Dabei kam es jedoch auch zu Qualitätsstreuungen, so dass sich viele Hybriden gegenüber einem Überangebot vorhandener Edelsorten nicht durchsetzen konnten. Eine Hybride mit Namen "Isabella" und Ähnlichkeit in Wuchs und Frucht wie der "Blauer Bernburger"® wird geringfügig in der Schweiz und in Österreich angebaut. In Österreich, hier beträgt die Anbaufläche immerhin 400 Hektar, heißt die Isabella-Rebe urig-volkstümlich "Uhudler". Die dortigen Weinbauern tranken und trinken den Isabella-Wein gern als Haustrunk. Oft kamen sie vom Winzerstammtisch dermaßen angeheitert nach Hause, dass ihre Frauen entsetzt ausriefen: "Ihr seht ja aus wie Uhus und hudelt nur dummes Zeug!". So prägte wieder einmal das Volk die Entstehung des Namens.

Der vollständige Beitrag von Hubertus Sommerfeld erscheint im Heft 111 von "Bernburger Bär - Zeitschrift für Heimat und Mundart."

82 Grad Oechsle

Die voraussichtliche Qualität eines Weines kann schon an der Traube, an der Beere, mit Hilfe der so genannten "Mostwaage" ermittelt werden. Diese Vorrichtung ist eine Erfindung des Goldschmiedes Christian Ferdinand Oechsle (1774-1852). Der wackere Schwabe entwickelte also ein Messgerät, mit dem der Gehalt des Mostes an Zucker und Mineralstoffen festgestellt werden kann.
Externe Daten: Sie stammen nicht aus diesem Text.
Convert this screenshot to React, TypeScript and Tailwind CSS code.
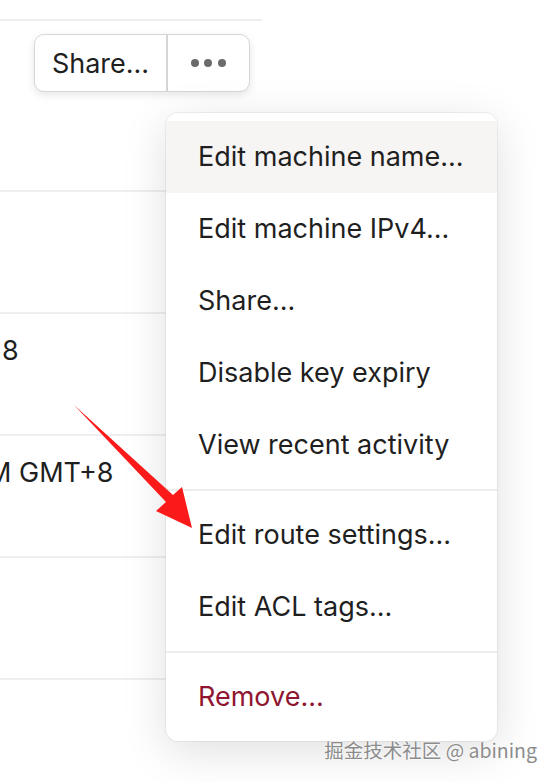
import React from 'react';

const menuGroups: { label: string; danger?: boolean; active?: boolean }[][] = [
  [
    { label: 'Edit machine name...', active: true },
    { label: 'Edit machine IPv4...' },
    { label: 'Share...' },
    { label: 'Disable key expiry' },
    { label: 'View recent activity' },
  ],
  [{ label: 'Edit route settings...' }, { label: 'Edit ACL tags...' }],
  [{ label: 'Remove...', danger: true }],
];

export default function App() {
  return (
    <div className="relative w-[556px] h-[782px] overflow-hidden bg-white text-[#1f1f1f] font-['Inter','Liberation_Sans',sans-serif]">
      {/* page behind the menu */}
      <div className="h-[21px] w-[262px] border-b-2 border-[#eeeeee]" />
      <div className="ml-[34px] mt-[13px] inline-flex h-[58px] rounded-[10px] border-[1.5px] border-[#d6d6d6] bg-white shadow-[0_3px_8px_rgba(0,0,0,0.1)]">
        <button className="w-[131px] flex items-center justify-center text-[27px] leading-none">Share...</button>
        <div className="w-[1.5px] bg-[#d6d6d6]" />
        <button className="flex-1 w-[81px] flex items-center justify-center gap-[5.5px]">
          <span className="w-[8px] h-[8px] rounded-full bg-[#6b6b6b]" />
          <span className="w-[8px] h-[8px] rounded-full bg-[#6b6b6b]" />
          <span className="w-[8px] h-[8px] rounded-full bg-[#6b6b6b]" />
        </button>
      </div>
      <div className="mt-[98px] w-[262px] border-t-2 border-[#eeeeee]">
        <div className="h-[122px] border-b-2 border-[#eeeeee]" />
        <div className="h-[122px] border-b-2 border-[#eeeeee] overflow-hidden pt-[20px] text-[27px] leading-[34px] whitespace-nowrap">
          <div className="pl-[2px]">8</div>
        </div>
        <div className="h-[122px] border-b-2 border-[#eeeeee] overflow-hidden pt-[20px] text-[27px] leading-[34px] whitespace-nowrap">
          <div className="-ml-[13px]">M GMT+8</div>
        </div>
        <div className="h-[122px] border-b-2 border-[#eeeeee]" />
      </div>

      {/* dropdown menu */}
      <div className="absolute left-[166px] top-[113px] w-[331px] rounded-[12px] bg-white shadow-[0_10px_45px_rgba(0,0,0,0.13)] ring-1 ring-black/5">
        {menuGroups.map((group, gi) => (
          <div key={gi} className={`py-[8px] ${gi > 0 ? 'border-t-2 border-[#ededed]' : ''}`}>
            {group.map((item) => (
              <div
                key={item.label}
                className={`h-[72px] flex items-center pl-[32px] text-[27px] whitespace-nowrap ${
                  item.active ? 'bg-[#f6f5f3]' : ''
                } ${item.danger ? 'text-[#8f1530]' : 'text-[#1f1f1f]'}`}
              >
                {item.label}
              </div>
            ))}
          </div>
        ))}
      </div>

      {/* annotation arrow */}
      <svg className="absolute left-0 top-0" width="556" height="782" viewBox="0 0 556 782">
        <polygon points="74,405 173,495 182,487 192,528 156,511 166,502" fill="#fb1a1a" />
      </svg>

      {/* watermark */}
      <div className="absolute right-[19px] top-[736px] text-[19.5px] leading-[28px] text-[#8c8c8c] whitespace-nowrap font-['Noto_Sans_CJK_SC','Liberation_Sans',sans-serif] [text-shadow:0_0_2px_#fff,0_0_2px_#fff]">
        掘金技术社区 @ abining
      </div>
    </div>
  );
}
Als Maßeinheit wurde zu Ehren des Erfinders das "Grad Oechsle", kurz "°Oe", festgelegt. Qualitätsweine müssen schon im Mostgewicht über 65° Oe liegen. So gelten zum Beispiel für den Riesling Oechslegrade ab 76, für Rotweine ab 80 als erforderliches Qualitätsmerkmal. Im berühmten deutschen Rotweinanbaugebiet an der Ahr werden Mostgewichte um 85 Grad Oechsle erreicht.

Die Ausbeute im Jahr 2003 in der neuen Weinstraße "Mansfelder Seen" betrug bis zu 78° Oe, ein Ergebnis, das die Weinbauern in Zappendorf und Höhnstedt mit berechtigtem Stolz erfüllt. Welches Ergebnis würde der "Blaue Bernburger"® bringen?

Der Autor hatte Gelegenheit über den bereits erwähnten Weinbauexperten Hubertus Sommerfeld das Mostgewicht seiner Rebstöcke des "Blauen Bernburger"® Weins, Jahrgang 2003, feststellen zu lassen. Im Ergebnis der Kleinprobe, mehr konnte es diesmal nicht sein, wurden 82 Grad Oechsle ermittelt, ein Wert, der eher nach unten abgerundet wurde. Nach Aussagen von Hubertus Sommerfeld ist dieses Ergebnis ein ganz hervorragendes in Anbetracht der "nordischen" Landschaftslage des Bernburger Gebietes an der unteres Saale.

Das Kelterprodukt des Uhudler besitzt in puncto Weinseligkeit also bemerkenswerte Qualitäten. Wäre Ähnliches vom "Blauen Bernburger"® nicht auch zu erwarten? Doch ganz gleich, ob Uhudler und "Blauer Bernburger"® etwas miteinander zu tun haben, was wohl nur eine Gen-Analyse klären könnte, uns haben die Altvorderen diese Weinsorte hinterlassen. Am 52. Grad Nördlicher Breite gibt es kaum eine andere Rebsorte, die so dankbar und so zuverlässig sprießt und fruchtet.

Der "Blaue Bernburger"® ist eine Heimatrebe. Sollte sich der Schleier ihrer Herkunft endgültig lüften, um so besser für die Weinbaufreunde.

Info

Aufgrund des Beitrages in der Mitteldeutschen Zeitung vom 24. September erhielt der Autor zwei Dutzend Anrufe von Weinbaufreunden. Dafür sei allen herzlich gedankt.